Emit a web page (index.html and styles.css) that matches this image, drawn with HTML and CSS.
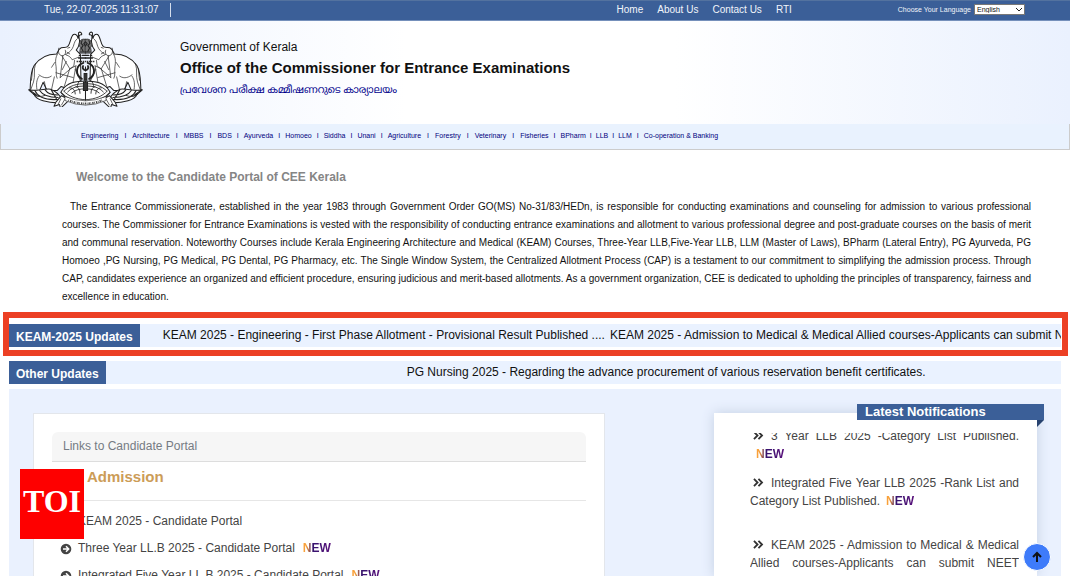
____________________
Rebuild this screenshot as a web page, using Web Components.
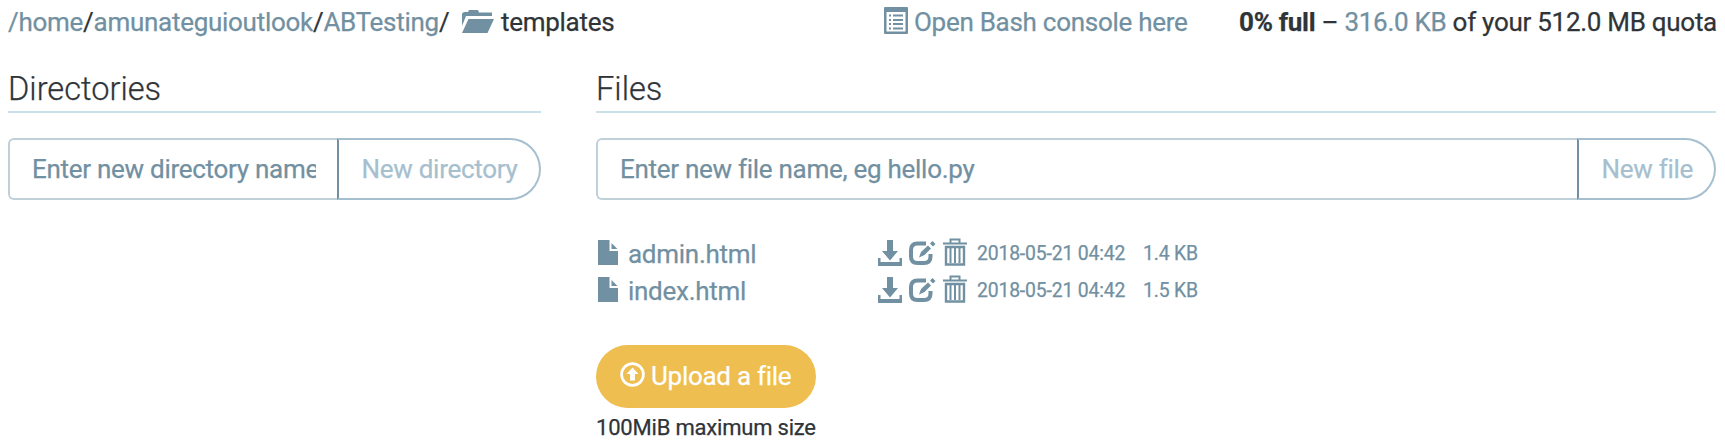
____________________
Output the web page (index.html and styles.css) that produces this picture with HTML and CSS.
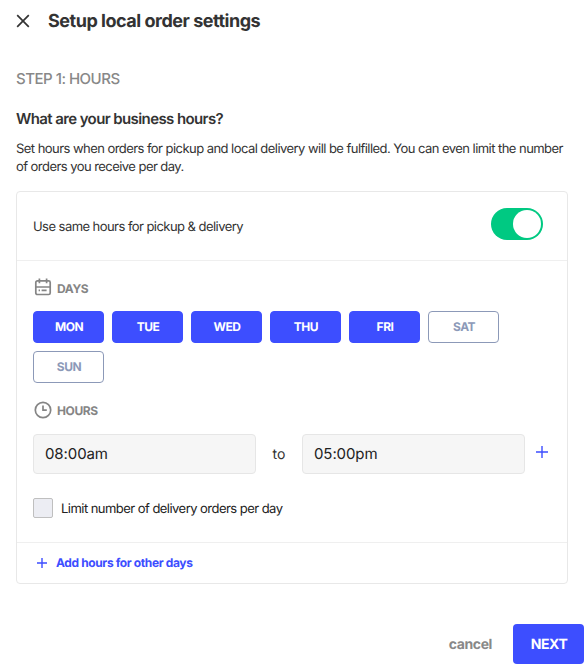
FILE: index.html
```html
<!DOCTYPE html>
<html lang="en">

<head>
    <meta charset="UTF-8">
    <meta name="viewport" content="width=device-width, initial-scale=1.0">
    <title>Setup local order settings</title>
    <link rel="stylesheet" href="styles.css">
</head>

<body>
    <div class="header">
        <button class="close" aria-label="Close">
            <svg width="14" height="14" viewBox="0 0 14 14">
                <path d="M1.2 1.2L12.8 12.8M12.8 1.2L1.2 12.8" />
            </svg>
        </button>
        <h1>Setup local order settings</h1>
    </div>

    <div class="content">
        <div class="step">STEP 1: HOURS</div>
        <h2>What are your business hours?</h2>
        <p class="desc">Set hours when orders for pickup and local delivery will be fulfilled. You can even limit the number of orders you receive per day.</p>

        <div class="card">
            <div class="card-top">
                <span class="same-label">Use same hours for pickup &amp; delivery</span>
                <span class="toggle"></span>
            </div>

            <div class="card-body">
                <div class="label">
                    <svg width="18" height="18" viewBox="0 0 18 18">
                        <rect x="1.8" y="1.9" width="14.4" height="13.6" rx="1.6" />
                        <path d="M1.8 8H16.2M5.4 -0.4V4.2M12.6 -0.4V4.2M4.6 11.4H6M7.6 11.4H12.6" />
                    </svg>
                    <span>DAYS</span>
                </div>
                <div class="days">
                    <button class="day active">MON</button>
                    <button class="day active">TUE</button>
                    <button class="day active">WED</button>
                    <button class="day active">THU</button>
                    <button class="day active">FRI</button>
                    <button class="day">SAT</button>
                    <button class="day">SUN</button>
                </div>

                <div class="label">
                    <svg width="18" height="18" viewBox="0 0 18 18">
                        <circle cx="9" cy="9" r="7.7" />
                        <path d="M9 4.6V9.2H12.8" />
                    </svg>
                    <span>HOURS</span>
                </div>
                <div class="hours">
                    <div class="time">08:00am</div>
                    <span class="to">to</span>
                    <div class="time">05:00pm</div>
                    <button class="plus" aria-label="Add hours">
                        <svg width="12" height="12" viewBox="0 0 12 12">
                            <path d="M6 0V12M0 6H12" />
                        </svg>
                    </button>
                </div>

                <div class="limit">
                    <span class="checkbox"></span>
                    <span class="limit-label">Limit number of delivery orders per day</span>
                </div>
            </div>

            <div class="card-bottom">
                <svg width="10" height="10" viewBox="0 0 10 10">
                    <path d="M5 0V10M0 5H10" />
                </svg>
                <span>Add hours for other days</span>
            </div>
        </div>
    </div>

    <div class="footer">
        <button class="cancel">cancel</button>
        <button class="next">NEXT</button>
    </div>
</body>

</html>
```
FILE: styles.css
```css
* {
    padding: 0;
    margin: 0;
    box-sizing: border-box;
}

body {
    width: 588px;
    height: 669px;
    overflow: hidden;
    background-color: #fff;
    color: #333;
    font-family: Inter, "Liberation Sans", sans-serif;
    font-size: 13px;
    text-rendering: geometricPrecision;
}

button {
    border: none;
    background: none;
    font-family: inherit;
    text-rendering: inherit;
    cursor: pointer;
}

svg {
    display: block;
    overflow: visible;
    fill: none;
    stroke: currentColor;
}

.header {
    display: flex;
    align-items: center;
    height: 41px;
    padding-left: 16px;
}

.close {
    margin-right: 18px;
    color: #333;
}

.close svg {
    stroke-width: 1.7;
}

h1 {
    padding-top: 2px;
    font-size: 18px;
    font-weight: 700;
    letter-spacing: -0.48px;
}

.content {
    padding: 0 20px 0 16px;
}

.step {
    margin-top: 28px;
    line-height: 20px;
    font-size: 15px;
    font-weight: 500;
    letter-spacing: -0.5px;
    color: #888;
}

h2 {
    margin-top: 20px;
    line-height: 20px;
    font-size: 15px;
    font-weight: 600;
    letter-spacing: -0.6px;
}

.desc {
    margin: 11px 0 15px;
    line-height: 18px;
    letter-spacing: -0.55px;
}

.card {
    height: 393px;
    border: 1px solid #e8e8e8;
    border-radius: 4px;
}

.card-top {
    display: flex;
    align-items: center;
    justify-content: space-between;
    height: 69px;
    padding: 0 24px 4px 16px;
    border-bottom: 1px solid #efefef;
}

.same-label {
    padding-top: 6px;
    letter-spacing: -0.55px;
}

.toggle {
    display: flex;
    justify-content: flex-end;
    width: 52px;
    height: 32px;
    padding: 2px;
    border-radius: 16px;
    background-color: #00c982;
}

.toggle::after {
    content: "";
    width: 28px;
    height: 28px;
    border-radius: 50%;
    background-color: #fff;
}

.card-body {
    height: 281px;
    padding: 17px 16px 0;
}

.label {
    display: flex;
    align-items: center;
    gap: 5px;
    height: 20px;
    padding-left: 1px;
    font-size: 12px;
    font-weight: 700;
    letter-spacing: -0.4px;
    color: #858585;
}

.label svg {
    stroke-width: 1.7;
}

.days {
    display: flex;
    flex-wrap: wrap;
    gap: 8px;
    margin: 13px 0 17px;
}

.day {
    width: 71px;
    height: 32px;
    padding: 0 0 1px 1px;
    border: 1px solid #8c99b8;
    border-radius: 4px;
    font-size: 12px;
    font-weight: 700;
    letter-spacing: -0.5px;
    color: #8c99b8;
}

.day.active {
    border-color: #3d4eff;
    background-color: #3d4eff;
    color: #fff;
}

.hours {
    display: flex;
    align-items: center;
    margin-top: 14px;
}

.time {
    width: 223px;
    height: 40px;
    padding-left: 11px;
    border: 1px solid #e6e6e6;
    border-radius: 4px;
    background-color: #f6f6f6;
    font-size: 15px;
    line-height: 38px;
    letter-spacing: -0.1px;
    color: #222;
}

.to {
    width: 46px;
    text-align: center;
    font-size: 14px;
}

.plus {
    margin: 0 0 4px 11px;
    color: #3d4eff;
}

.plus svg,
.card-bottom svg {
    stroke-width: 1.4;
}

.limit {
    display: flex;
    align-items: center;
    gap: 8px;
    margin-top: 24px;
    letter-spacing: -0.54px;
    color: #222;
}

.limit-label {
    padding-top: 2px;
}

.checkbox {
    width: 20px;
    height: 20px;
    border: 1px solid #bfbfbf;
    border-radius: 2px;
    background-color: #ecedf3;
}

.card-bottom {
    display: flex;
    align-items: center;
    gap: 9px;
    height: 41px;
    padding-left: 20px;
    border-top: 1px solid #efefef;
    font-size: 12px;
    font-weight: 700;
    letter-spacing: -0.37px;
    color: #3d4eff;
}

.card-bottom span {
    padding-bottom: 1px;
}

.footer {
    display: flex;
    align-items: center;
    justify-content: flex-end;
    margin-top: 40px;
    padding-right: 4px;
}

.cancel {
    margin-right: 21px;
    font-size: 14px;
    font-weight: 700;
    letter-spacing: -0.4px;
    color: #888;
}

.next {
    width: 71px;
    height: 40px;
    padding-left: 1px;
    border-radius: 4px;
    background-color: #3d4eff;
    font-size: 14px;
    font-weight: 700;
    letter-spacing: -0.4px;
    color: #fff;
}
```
____________________
EXERCISE TASK: Each line that holds the string "with" counts once; give the total and nothing else.

RESULT OF THE EXERCISE: 2